Short task
Pull out every line below that holds the word "index".

Source data
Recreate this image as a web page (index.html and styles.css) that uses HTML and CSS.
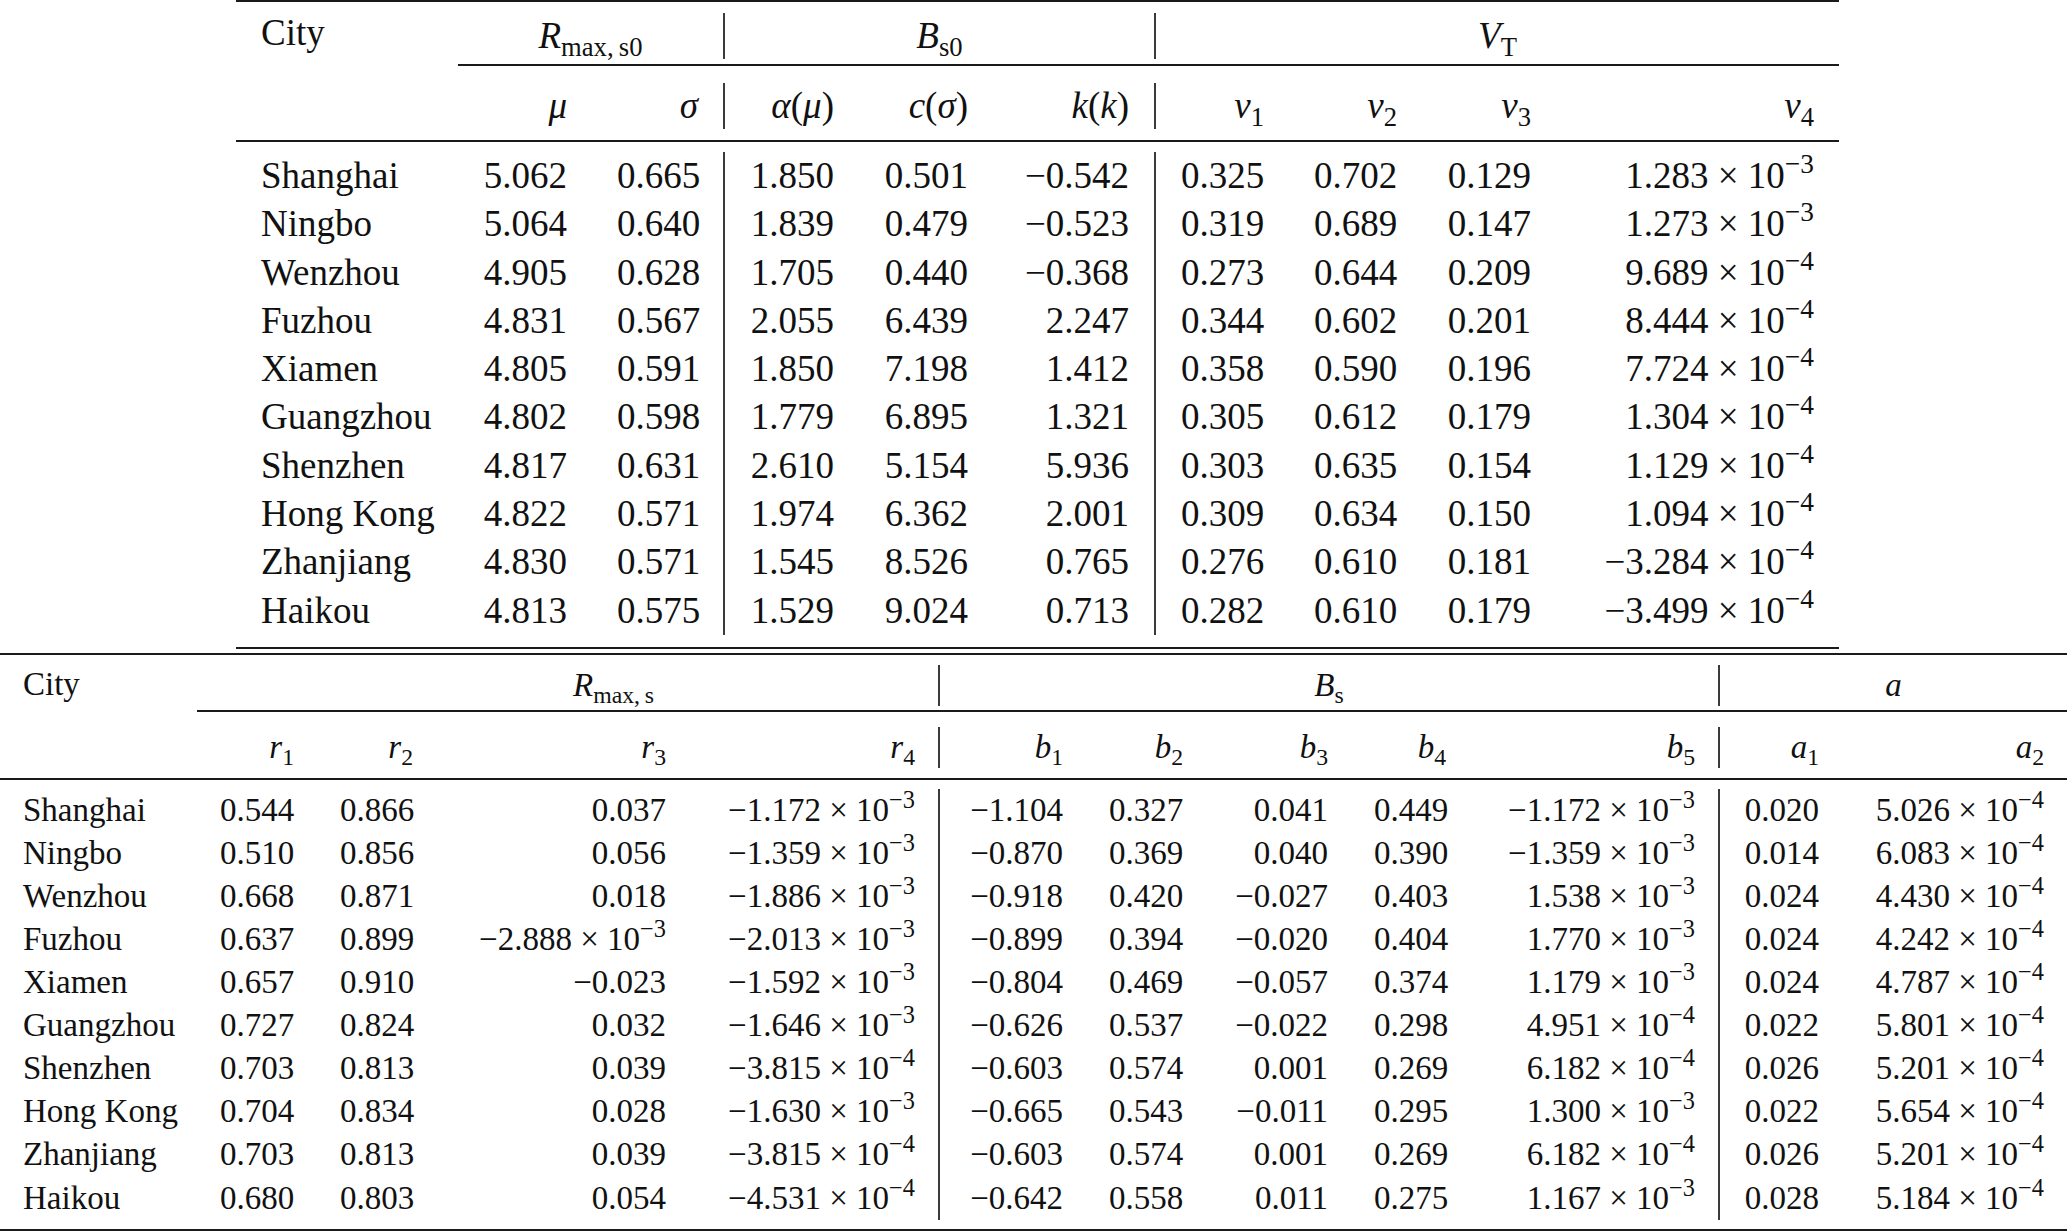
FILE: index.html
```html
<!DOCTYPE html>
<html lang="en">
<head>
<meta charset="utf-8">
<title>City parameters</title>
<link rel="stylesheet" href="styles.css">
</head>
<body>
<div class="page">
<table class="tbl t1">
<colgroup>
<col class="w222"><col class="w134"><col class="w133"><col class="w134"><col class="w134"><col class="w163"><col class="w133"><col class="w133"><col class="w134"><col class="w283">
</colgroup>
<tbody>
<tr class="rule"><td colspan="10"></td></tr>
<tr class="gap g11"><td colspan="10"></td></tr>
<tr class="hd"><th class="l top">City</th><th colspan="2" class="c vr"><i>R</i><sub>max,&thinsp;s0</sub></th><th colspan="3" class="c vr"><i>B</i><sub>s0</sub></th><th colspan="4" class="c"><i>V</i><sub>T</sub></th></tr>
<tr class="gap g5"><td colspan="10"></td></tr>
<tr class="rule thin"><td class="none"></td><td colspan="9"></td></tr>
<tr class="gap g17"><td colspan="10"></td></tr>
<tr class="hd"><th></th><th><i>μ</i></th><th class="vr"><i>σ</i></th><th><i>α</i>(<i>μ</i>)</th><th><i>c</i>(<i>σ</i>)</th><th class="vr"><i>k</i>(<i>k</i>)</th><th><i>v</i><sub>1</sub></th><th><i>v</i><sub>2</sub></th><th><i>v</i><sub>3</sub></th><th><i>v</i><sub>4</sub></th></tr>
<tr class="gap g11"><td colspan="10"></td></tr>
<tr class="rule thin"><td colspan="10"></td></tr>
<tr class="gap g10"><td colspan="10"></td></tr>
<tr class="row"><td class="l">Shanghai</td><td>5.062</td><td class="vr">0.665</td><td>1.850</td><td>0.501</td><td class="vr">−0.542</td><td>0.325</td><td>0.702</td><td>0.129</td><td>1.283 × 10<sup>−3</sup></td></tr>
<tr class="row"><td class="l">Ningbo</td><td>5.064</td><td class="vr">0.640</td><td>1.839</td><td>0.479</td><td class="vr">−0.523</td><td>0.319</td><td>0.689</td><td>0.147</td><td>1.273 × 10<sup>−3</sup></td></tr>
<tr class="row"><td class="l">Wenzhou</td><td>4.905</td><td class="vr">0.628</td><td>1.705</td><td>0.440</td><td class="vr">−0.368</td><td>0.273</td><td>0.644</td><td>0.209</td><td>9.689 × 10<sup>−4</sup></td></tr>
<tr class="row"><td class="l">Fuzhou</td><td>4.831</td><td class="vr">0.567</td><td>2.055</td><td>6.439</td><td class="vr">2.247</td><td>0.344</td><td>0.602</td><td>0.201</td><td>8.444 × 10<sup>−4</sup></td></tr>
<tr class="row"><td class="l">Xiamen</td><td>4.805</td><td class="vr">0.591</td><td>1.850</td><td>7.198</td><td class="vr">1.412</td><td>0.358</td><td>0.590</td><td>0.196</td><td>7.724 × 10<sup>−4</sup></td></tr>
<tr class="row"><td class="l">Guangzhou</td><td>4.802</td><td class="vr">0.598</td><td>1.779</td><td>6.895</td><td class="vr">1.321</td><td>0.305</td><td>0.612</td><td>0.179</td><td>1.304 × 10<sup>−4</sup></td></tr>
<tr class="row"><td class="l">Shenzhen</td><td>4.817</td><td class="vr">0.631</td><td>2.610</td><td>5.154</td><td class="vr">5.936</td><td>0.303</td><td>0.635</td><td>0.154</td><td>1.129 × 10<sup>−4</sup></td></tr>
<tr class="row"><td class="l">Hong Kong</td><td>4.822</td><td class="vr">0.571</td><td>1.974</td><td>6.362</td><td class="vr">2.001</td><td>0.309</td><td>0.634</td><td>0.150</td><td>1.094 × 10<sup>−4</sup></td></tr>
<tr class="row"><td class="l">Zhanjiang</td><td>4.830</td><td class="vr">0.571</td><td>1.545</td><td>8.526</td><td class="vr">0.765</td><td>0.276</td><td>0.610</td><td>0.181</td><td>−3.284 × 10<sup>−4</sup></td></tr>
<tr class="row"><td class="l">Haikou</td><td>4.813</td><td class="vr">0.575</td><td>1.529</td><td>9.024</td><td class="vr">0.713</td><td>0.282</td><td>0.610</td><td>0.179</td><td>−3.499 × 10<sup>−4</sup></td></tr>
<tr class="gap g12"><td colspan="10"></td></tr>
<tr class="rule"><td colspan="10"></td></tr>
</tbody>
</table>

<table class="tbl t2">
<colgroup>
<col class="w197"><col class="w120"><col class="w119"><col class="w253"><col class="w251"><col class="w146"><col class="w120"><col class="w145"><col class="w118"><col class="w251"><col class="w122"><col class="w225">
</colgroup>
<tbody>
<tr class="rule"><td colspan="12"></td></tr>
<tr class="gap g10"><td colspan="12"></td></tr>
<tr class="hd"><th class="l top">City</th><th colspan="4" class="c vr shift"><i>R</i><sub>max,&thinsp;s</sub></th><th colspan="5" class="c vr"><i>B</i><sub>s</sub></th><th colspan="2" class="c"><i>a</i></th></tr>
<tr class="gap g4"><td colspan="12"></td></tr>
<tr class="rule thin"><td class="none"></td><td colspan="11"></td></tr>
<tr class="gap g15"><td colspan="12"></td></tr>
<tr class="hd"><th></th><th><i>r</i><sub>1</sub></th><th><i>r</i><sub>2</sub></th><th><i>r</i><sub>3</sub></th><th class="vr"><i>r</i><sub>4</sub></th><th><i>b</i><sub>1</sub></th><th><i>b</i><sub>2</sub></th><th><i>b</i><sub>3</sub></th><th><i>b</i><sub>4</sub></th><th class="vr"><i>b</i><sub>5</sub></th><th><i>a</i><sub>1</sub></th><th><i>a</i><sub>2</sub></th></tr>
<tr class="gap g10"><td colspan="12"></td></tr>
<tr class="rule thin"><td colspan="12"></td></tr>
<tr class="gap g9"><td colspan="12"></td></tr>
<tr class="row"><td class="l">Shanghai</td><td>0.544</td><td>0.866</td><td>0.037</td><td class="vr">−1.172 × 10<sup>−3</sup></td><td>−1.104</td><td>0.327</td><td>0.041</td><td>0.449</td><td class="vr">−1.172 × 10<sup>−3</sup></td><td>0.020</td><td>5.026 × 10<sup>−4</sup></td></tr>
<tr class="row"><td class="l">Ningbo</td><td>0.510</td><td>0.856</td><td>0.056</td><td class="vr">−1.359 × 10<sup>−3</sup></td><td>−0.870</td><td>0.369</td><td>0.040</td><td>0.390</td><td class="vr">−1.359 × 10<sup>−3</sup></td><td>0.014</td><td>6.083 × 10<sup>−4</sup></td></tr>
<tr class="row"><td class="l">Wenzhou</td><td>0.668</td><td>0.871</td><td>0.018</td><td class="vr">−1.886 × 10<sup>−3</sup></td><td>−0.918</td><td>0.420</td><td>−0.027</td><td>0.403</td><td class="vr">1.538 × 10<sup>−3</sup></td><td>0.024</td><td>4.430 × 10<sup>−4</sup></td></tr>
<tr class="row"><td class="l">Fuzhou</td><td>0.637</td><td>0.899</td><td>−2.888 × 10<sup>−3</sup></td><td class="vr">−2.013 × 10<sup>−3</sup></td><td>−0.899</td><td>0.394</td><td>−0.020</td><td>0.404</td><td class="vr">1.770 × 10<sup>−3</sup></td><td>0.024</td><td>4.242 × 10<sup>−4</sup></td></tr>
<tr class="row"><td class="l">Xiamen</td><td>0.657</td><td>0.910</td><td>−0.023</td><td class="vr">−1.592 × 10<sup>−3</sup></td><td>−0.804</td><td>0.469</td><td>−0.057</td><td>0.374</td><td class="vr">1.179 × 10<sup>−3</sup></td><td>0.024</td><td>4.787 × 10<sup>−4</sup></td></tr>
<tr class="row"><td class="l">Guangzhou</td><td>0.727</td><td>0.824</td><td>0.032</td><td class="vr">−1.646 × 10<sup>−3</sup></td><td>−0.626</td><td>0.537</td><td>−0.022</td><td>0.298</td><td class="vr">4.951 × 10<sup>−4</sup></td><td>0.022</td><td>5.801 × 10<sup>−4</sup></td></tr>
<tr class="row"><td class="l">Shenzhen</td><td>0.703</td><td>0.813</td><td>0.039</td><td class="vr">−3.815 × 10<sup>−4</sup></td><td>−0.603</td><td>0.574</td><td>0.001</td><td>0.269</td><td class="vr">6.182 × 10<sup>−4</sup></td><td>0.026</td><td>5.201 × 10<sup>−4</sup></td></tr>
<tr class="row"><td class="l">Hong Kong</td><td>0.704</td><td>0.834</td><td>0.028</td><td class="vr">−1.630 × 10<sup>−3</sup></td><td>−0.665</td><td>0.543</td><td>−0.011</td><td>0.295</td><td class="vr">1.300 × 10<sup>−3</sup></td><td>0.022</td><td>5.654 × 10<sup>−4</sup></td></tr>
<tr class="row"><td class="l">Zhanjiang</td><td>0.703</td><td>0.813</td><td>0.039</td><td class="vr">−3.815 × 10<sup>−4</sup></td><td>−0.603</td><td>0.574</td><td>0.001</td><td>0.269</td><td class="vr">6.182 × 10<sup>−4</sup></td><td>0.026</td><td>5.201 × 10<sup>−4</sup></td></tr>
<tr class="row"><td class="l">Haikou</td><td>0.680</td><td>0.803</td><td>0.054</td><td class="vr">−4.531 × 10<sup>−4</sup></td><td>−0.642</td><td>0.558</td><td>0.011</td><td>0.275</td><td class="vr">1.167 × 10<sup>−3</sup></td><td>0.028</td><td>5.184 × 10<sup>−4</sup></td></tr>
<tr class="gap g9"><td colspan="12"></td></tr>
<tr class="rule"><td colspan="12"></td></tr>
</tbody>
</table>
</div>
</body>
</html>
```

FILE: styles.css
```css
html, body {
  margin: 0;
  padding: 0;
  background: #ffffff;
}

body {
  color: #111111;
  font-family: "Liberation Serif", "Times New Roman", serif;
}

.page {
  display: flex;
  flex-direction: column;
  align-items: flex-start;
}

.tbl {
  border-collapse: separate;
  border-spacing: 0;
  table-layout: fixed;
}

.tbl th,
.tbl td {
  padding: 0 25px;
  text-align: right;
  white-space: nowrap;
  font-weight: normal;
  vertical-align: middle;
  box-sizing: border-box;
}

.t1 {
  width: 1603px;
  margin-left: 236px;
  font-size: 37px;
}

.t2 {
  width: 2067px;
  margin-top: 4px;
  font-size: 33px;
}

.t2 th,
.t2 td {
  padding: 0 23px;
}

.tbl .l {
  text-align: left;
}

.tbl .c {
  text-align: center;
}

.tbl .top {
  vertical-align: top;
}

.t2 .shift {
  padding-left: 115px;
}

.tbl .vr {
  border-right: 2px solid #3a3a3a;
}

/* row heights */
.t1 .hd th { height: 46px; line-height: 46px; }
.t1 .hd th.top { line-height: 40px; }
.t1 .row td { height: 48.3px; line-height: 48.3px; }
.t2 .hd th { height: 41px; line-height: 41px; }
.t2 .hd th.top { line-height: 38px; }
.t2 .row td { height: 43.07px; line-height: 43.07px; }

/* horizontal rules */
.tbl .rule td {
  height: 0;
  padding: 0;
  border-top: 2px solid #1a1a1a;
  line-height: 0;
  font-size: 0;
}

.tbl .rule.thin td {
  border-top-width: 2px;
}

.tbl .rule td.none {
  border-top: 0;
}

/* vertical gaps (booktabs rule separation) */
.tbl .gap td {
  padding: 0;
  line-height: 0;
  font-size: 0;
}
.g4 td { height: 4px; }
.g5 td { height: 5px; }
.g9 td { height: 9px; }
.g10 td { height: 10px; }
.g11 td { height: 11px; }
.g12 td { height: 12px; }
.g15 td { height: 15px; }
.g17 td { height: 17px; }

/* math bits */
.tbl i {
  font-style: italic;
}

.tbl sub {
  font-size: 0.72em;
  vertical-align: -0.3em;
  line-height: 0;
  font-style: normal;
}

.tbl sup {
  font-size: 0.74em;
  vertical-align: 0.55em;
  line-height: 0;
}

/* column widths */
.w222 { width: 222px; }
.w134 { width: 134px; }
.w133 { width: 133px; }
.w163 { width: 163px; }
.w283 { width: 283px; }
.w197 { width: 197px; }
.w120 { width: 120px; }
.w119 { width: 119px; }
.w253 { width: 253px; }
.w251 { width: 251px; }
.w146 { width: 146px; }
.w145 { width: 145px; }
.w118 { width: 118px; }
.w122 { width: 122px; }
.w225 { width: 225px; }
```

Task solution
Recreate this image as a web page (index.html and styles.css) that uses HTML and CSS.
FILE: index.html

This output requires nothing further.